The big areas for improvement are the creation of extensions for these existing libraries/frameworks to simplify some of the common problems developers face when scraping.
ScrapeOps is a good example. ScrapeOps is a new monitoring and alerting tool dedicated to web scraping. With a simple 30 second install ScrapeOps gives you all the monitoring, alerting, scheduling and data validation functionality you need for web scraping straight out of the box.
Live demo here: ScrapeOps Demo
The primary goal with ScrapeOps is to give every developer the same level of scraping monitoring capabilities as the most sophisticated web scrapers, without any of the hassle of setting up your own custom solution.
Once you have completed the simple install (3 lines in your scraper), ScrapeOps will:
- 🕵️♂️ Monitor - Automatically monitor all your scrapers.
- 📈 Dashboards - Visualise your job data in dashboards, so you see real-time & historical stats.
- 💯 Data Quality - Validate the field coverage in each of your jobs, so broken parsers can be detected straight away.

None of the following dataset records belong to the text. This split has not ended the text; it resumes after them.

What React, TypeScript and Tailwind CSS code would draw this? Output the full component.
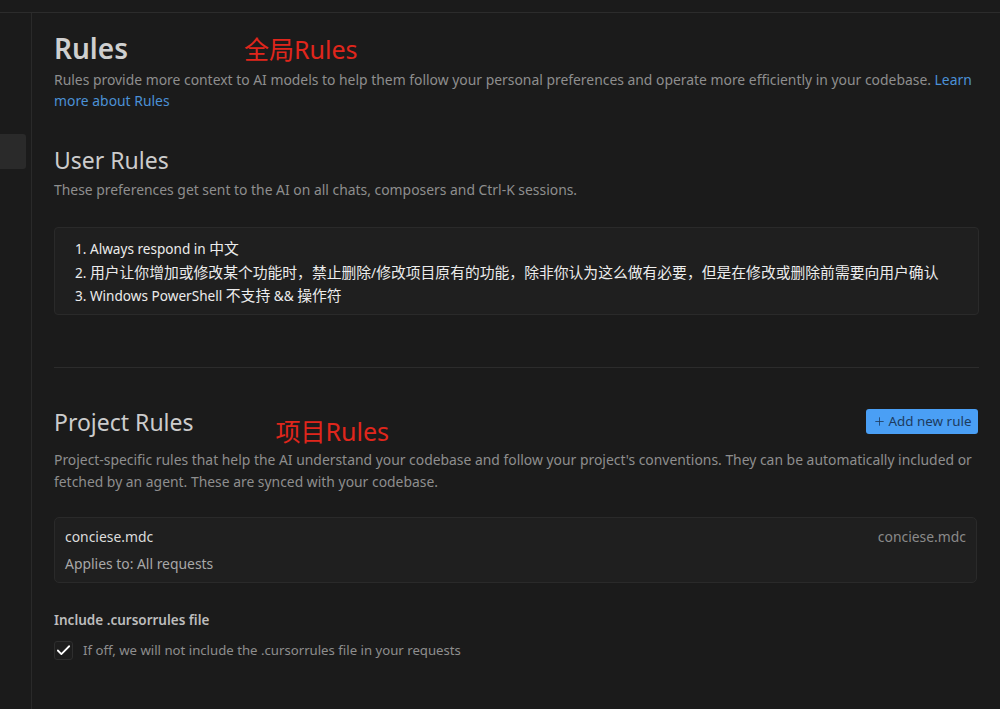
import { Check, Plus } from "lucide-react";

const FONT = "font-['Segoe_UI','Noto_Sans','Noto_Sans_CJK_SC',sans-serif]";

function Zh({ children }: { children: string }) {
  return <span className="text-[14.8px]">{children}</span>;
}

export default function App() {
  return (
    <div className={`h-[709px] w-[1000px] overflow-hidden bg-[#1b1b1b] text-[#cccccc] ${FONT}`}>
      <div className="h-[13px] border-b border-[#2c2c2c] bg-[#1b1b1b]" />
      <div className="flex h-[696px]">
        {/* sidebar */}
        <div className="w-[32px] shrink-0 border-r border-[#2a2a2a] pt-[121px]">
          <div className="h-[35px] w-[26px] rounded-r-[3px] bg-[#2a2a2a]" />
        </div>

        {/* content */}
        <div className="flex-1 pl-[22px] pr-[21px] pt-[16px]">
          <div className="flex items-baseline">
            <h1 className="text-[28px] font-semibold leading-[38px] text-[#cfcfcf]">Rules</h1>
            <span className="ml-[116px] text-[25px] leading-[38px] text-[#e0261c]">全局Rules</span>
          </div>
          <p className="mt-[1px] text-[13.9px] leading-[21px] text-[#8e8e8e]">
            Rules provide more context to AI models to help them follow your personal preferences and operate more efficiently in your codebase.{" "}
            <span className="text-[#4b91d6]">Learn</span> <span className="text-[#4b91d6]">more about Rules</span>
          </p>

          <h2 className="mt-[34px] text-[23px] leading-[30px] text-[#cccccc]">User Rules</h2>
          <p className="mt-[4px] text-[13.9px] leading-[21px] text-[#8e8e8e]">
            These preferences get sent to the AI on all chats, composers and Ctrl-K sessions.
          </p>

          <div className="mt-[27px] h-[88px] rounded-[4px] border border-[#2a2a2a] bg-[#1f1f1f] pl-[20px] pt-[9px] text-[13.6px] leading-[22.5px] text-[#ececec]">
            <div>
              1. Always respond in <Zh>中文</Zh>
            </div>
            <div>
              2. <Zh>用户让你增加或修改某个功能时，禁止删除</Zh>/<Zh>修改项目原有的功能，除非你认为这么做有必要，但是在修改或删除前需要向用户确认</Zh>
            </div>
            <div>
              3. Windows PowerShell <Zh>不支持</Zh> &amp;&amp; <Zh>操作符</Zh>
            </div>
          </div>

          <div className="mt-[52px] border-t border-[#2c2c2c]" />

          <div className="mt-[38px] flex items-end justify-between">
            <div className="flex items-baseline">
              <h2 className="text-[23px] leading-[30px] text-[#cccccc]">Project Rules</h2>
              <span className="ml-[82px] translate-y-[10px] text-[25px] leading-[30px] text-[#e0261c]">项目Rules</span>
            </div>
            <button className="mb-[3px] mr-[1px] flex h-[25px] w-[112px] items-center justify-center gap-[3px] rounded-[3px] bg-[#4a9ff5] text-[13.4px] text-[#1d3b5e]">
              <Plus className="h-[13px] w-[13px]" strokeWidth={1.5} />
              <span>Add new rule</span>
            </button>
          </div>
          <p className="mt-[12px] text-[13.9px] leading-[22px] text-[#8e8e8e]">
            Project-specific rules that help the AI understand your codebase and follow your project's conventions. They can be automatically included or fetched by an agent. These are synced with your codebase.
          </p>

          <div className="mt-[24px] mr-[2px] h-[66px] rounded-[5px] border border-[#2a2a2a] bg-[#1f1f1f] px-[10px] pt-[9px]">
            <div className="flex justify-between text-[13.9px] leading-[20px]">
              <span className="text-[#dcdcdc]">conciese.mdc</span>
              <span className="text-[#8a8a8a]">conciese.mdc</span>
            </div>
            <div className="mt-[7px] text-[13.9px] leading-[20px] text-[#a8a8a8]">Applies to: All requests</div>
          </div>

          <div className="mt-[27px] text-[13.5px] font-semibold leading-[20px] text-[#bdbdbd]">Include .cursorrules file</div>
          <div className="mt-[10px] flex items-center gap-[10px]">
            <div className="flex h-[19px] w-[19px] items-center justify-center rounded-[3px] border border-[#2e2e2e] bg-[#1d1d1d]">
              <Check className="h-[17px] w-[17px] text-white" strokeWidth={2.5} />
            </div>
            <span className="text-[13.2px] leading-[20px] text-[#8e8e8e]">If off, we will not include the .cursorrules file in your requests</span>
          </div>
        </div>
      </div>
    </div>
  );
}
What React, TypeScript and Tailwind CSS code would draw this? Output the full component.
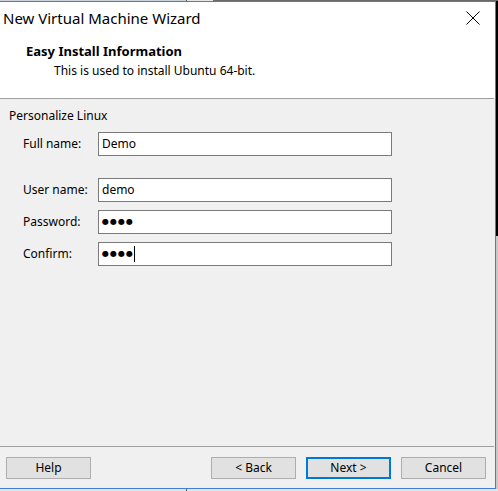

- 📉 Auto Health Checks - Automatically check every jobs performance data versus its 7 day moving average to see if its healthy or not.
- ✔️ Custom Health Checks - Check each job with any custom health checks you have enabled for it.
- ⏰ Alerts - Alert you via email, Slack, etc. if any of your jobs are unhealthy.
- 📑 Reports - Generate daily (periodic) reports, that check all jobs versus your criteria and let you know if everything is healthy or not.
It is only available for Python Scrapy at the moment, but we will be releasing integrations for Python Requests/BeautifulSoup, Node.js, Puppeteer, Java, etc. scrapers over the coming weeks.
2022 Is Looking Good!
Sure, web scraping faces some anti-bot and legal challenges in 2022, however, it has faced those challenges every year for the past few years and came out stronger because of it.
The web scraping ecosystem is growing, with more libraries, frameworks and products available than ever before to simplify our web scraping headaches so the future is looking bright.